Dataset section:
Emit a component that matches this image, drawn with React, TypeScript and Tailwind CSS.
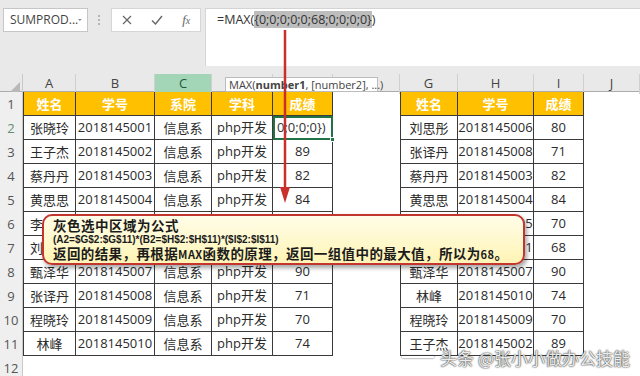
import React from "react";

const cjk = "font-['Noto_Sans_CJK_SC',sans-serif]";
const num = "font-['Open_Sans','Noto_Sans_CJK_SC',sans-serif]";

const cols = "grid grid-cols-[23px_53px_79px_57px_61px_60px_67px_58px_76px_50px_56px]";

const leftRows = [
  ["张晓玲", "2018145001", ""],
  ["王子杰", "2018145002", "89"],
  ["蔡丹丹", "2018145003", "82"],
  ["黄思思", "2018145004", "84"],
  ["李思琪", "2018145005", "70"],
  ["刘思彤", "2018145006", "80"],
  ["甄泽华", "2018145007", "90"],
  ["张译丹", "2018145008", "71"],
  ["程晓玲", "2018145009", "70"],
  ["林峰", "2018145010", "74"],
];

const rightRows = [
  ["刘思彤", "2018145006", "80"],
  ["张译丹", "2018145008", "71"],
  ["蔡丹丹", "2018145003", "82"],
  ["黄思思", "2018145004", "84"],
  ["李思琪", "2018145005", "70"],
  ["张晓玲", "2018145001", "68"],
  ["甄泽华", "2018145007", "90"],
  ["林峰", "2018145010", "74"],
  ["程晓玲", "2018145009", "70"],
  ["王子杰", "2018145002", "89"],
];

const border = "border-r border-b border-[#3a3a3a]";

function RowNum({ n, active }: { n: number; active?: boolean }) {
  return (
    <div
      className={`flex items-end justify-center pb-[2px] border-r border-[#c9c9c9] bg-[#efefef] text-[13px] ${num} ${
        active ? "text-[#5f8f70]" : "text-[#555]"
      }`}
    >
      {n}
    </div>
  );
}

function Td({
  children,
  first,
  font = cjk,
  className = "",
}: {
  children?: React.ReactNode;
  first?: boolean;
  font?: string;
  className?: string;
}) {
  return (
    <div
      className={`flex items-center justify-center overflow-hidden whitespace-nowrap text-[13px] text-[#2b2b2b] ${border} ${
        first ? "border-l" : ""
      } ${font} ${className}`}
    >
      {children}
    </div>
  );
}

function Th({ children, first }: { children: React.ReactNode; first?: boolean }) {
  return (
    <div
      className={`flex items-center justify-center bg-[#ffc000] text-[13px] font-bold text-white ${border} ${
        first ? "border-l" : ""
      } ${cjk}`}
    >
      {children}
    </div>
  );
}

function Php() {
  return (
    <span>
      <span className={num}>php</span>开发
    </span>
  );
}

export default function App() {
  return (
    <div className="relative h-[376px] w-[640px] overflow-hidden bg-white">
      {/* formula bar */}
      <div className="flex h-[74px] bg-[#e9e9e9] pt-2">
        <div className="flex h-[24px] w-[205px] shrink-0 items-center">
          <div
            className={`ml-[3px] flex h-[24px] w-[85px] items-center justify-between border border-[#c6c6c6] bg-white pl-[6px] pr-[5px] text-[12px] text-[#444] ${num}`}
          >
            <span>SUMPROD...</span>
            <svg width="7" height="4" viewBox="0 0 7 4">
              <path d="M0 0H7L3.5 4Z" fill="#888" />
            </svg>
          </div>
          <div className="ml-[10px] flex flex-col gap-[2px]">
            <span className="h-[2px] w-[2px] bg-[#b5b5b5]" />
            <span className="h-[2px] w-[2px] bg-[#b5b5b5]" />
            <span className="h-[2px] w-[2px] bg-[#b5b5b5]" />
          </div>
          <div className="ml-[11px] flex h-[24px] w-[90px] items-center justify-around border border-[#d6d6d6] bg-white text-[#666]">
            <svg width="10" height="10" viewBox="0 0 10 10">
              <path d="M1 1L9 9M9 1L1 9" stroke="#666" strokeWidth="1.2" />
            </svg>
            <svg width="12" height="10" viewBox="0 0 12 10">
              <path d="M1 5.5L4.5 9L11 1" stroke="#666" strokeWidth="1.4" fill="none" />
            </svg>
            <span className="font-['Liberation_Serif',serif] text-[13px] italic">
              f<span className="text-[10px]">x</span>
            </span>
          </div>
        </div>
        <div
          className={`h-[58px] flex-1 border-l border-t border-[#d4d4d4] bg-white pl-[11px] pt-[2px] text-[12.5px] text-[#333] ${num}`}
        >
          =MAX(<span className="bg-[#bdbdbd]">{"{0;0;0;0;0;68;0;0;0;0}"}</span>)
        </div>
      </div>

      {/* column headers */}
      <div className={`${cols} h-[18px] border-b border-[#ababab] bg-[#e9e9e9] text-[13px] text-[#444] ${num}`}>
        <div className="flex items-end justify-end border-r border-[#c9c9c9] p-[2px]">
          <svg width="10" height="10" viewBox="0 0 10 10">
            <path d="M10 0V10H0Z" fill="#b9b9b9" />
          </svg>
        </div>
        {["A", "B", "C", "D", "E", "F", "G", "H", "I", "J"].map((c) => (
          <div
            key={c}
            className={`flex items-center justify-center border-r border-[#d0d0d0] ${
              c === "C" ? "bg-[#a3d6b6] text-[#1f5a38]" : ""
            }`}
          >
            {c}
          </div>
        ))}
      </div>

      {/* header row */}
      <div className={`${cols} h-[24px]`}>
        <RowNum n={1} />
        <Th first>姓名</Th>
        <Th>学号</Th>
        <Th>系院</Th>
        <Th>学科</Th>
        <Th>成绩</Th>
        <div />
        <Th first>姓名</Th>
        <Th>学号</Th>
        <Th>成绩</Th>
        <div />
      </div>

      {leftRows.map((r, i) => {
        const rr = rightRows[i];
        return (
          <div key={i} className={`${cols} h-[24px]`}>
            <RowNum n={i + 2} active={i === 0} />
            <Td first>{r[0]}</Td>
            <Td font={num}>{r[1]}</Td>
            <Td>信息系</Td>
            <Td>
              <Php />
            </Td>
            {i === 0 ? (
              <div
                className={`relative flex items-center whitespace-nowrap border-2 border-[#217346] pl-[2px] text-[13px] text-[#333] ${num}`}
              >
                0;0;0;0{"})"}
                <span className="absolute -bottom-[4px] -right-[4px] h-[5px] w-[5px] border border-white bg-[#217346]" />
              </div>
            ) : (
              <Td font={num}>{r[2]}</Td>
            )}
            <div />
            <Td first>{rr[0]}</Td>
            <Td font={num}>{rr[1]}</Td>
            <Td font={num}>{rr[2]}</Td>
            <div />
          </div>
        );
      })}

      <div className={`${cols} h-[24px]`}>
        <RowNum n={12} />
      </div>

      {/* function tooltip */}
      <div
        className={`absolute left-[225px] top-[77px] h-[15px] w-[153px] whitespace-nowrap border border-[#bcbcbc] bg-white pl-[3px] text-[11px] leading-[13px] text-[#444] ${num}`}
      >
        MAX(<b>number1</b>, [number2], ...)
      </div>

      {/* red arrow */}
      <svg className="absolute left-[279px] top-[30px]" width="12" height="175" viewBox="0 0 12 175">
        <line x1="6" y1="0" x2="6" y2="160" stroke="#c9302c" strokeWidth="2.5" />
        <polygon points="1,157 11,157 6,173" fill="#c9302c" />
      </svg>

      {/* callout */}
      <div
        className={`absolute left-[42px] top-[214px] flex h-[51px] w-[483px] flex-col justify-center rounded-[10px] border-2 border-[#c2362f] bg-gradient-to-b from-[#fffde8] to-[#fff4b4] pl-[9px] font-bold leading-none text-[#1b1b1b] shadow-[2px_3px_4px_rgba(0,0,0,0.35)] ${cjk}`}
      >
        <div className="text-[13.5px] tracking-[0.5px]">灰色选中区域为公式</div>
        <div className="mt-[3px] font-['Liberation_Sans',sans-serif] text-[10px]">
          (A2=$G$2:$G$11)*(B2=$H$2:$H$11)*($I$2:$I$11)
        </div>
        <div className="mt-[2px] text-[13.5px] tracking-[0.4px]">
          返回的结果，再根据<span className="text-[11px]">MAX</span>函数的原理，返回一组值中的最大值，所以为
          <span className="text-[11px]">68</span>。
        </div>
      </div>

      {/* watermark */}
      <div
        className={`absolute bottom-[6px] right-[10px] flex items-center gap-[6px] text-[17px] text-white/90 [text-shadow:0_0_2px_#333,0_0_1px_#333] ${cjk}`}
      >
        <span className="h-[2px] w-[32px] bg-white/90 shadow-[0_0_2px_#333]" />
        <span>头条 @张小小做办公技能</span>
      </div>
    </div>
  );
}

Instructions for the task: Which lines hold the string "React"? Copy all of them from the data above.

Result of the exercise:
Emit a component that matches this image, drawn with React, TypeScript and Tailwind CSS.
import React from "react";
  children?: React.ReactNode;
function Th({ children, first }: { children: React.ReactNode; first?: boolean }) {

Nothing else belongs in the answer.